>> begin

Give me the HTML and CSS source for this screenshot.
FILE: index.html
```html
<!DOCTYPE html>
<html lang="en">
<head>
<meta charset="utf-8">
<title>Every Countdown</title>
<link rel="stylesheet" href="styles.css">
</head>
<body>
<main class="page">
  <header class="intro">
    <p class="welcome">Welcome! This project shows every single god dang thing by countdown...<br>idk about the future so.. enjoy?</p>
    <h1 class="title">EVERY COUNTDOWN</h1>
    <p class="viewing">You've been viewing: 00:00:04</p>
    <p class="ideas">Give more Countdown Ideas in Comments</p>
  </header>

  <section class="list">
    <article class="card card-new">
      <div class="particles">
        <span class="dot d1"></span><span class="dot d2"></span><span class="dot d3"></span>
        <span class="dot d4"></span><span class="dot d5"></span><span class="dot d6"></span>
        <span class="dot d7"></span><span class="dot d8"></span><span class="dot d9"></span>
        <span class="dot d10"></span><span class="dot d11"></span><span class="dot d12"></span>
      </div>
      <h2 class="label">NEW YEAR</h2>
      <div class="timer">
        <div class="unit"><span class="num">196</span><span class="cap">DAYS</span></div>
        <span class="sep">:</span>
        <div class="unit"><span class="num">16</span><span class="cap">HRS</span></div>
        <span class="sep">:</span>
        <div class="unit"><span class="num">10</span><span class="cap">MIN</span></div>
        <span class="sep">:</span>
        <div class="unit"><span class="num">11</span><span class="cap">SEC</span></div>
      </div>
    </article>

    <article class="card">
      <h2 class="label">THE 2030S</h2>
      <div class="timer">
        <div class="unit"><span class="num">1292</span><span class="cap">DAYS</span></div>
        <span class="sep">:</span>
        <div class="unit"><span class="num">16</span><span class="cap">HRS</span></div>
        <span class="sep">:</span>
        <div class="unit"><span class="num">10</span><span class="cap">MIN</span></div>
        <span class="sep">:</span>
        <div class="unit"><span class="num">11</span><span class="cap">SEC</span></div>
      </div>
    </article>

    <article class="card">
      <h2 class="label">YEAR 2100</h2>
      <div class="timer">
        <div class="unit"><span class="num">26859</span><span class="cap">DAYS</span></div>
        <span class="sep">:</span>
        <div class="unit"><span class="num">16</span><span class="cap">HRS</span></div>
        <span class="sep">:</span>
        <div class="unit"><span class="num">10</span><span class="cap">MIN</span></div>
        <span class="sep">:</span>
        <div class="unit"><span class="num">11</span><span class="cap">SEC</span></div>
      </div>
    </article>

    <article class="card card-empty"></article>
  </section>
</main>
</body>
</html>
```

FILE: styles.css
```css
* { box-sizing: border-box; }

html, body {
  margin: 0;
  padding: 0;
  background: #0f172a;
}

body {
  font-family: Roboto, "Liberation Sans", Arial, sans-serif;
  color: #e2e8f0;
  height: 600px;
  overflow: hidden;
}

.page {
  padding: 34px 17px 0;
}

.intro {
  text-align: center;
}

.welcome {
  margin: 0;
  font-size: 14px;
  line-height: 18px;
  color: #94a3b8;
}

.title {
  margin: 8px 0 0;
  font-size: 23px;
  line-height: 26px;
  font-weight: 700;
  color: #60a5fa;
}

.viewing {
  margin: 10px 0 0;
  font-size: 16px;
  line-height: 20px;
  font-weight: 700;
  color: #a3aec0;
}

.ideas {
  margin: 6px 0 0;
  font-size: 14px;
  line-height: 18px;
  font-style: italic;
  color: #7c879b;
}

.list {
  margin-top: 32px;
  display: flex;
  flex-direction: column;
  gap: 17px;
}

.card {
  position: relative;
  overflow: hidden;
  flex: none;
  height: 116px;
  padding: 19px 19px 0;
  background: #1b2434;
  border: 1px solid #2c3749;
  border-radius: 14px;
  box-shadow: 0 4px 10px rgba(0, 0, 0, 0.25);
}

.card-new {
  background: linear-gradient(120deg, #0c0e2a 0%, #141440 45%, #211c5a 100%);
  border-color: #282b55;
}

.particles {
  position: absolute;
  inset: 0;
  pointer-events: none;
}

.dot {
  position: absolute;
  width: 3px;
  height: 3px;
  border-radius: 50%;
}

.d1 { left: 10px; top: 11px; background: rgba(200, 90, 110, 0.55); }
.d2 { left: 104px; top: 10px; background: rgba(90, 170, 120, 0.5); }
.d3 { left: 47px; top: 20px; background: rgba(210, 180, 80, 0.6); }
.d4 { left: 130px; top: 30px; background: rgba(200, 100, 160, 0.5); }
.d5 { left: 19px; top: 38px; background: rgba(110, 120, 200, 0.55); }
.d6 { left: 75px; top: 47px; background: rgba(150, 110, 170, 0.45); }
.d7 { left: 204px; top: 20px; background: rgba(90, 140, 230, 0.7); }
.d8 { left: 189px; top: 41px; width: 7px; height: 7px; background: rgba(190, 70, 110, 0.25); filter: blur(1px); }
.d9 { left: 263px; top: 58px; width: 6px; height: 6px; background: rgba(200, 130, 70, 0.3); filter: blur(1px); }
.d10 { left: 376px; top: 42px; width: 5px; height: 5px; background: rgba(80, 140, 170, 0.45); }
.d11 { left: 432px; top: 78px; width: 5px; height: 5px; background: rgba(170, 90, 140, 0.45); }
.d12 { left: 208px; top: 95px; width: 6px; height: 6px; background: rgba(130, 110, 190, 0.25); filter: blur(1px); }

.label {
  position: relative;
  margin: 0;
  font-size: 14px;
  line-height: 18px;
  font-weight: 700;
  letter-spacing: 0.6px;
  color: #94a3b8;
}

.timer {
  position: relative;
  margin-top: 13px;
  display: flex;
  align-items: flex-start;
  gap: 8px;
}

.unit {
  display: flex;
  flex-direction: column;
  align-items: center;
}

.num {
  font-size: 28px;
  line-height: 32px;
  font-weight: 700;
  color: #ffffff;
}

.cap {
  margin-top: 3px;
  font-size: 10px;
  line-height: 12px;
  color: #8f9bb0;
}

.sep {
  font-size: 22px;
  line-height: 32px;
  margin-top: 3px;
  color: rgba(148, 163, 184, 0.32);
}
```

>> end

Written instruction
State how many lines of the listing include "Give", and nothing more.

Solved problem
2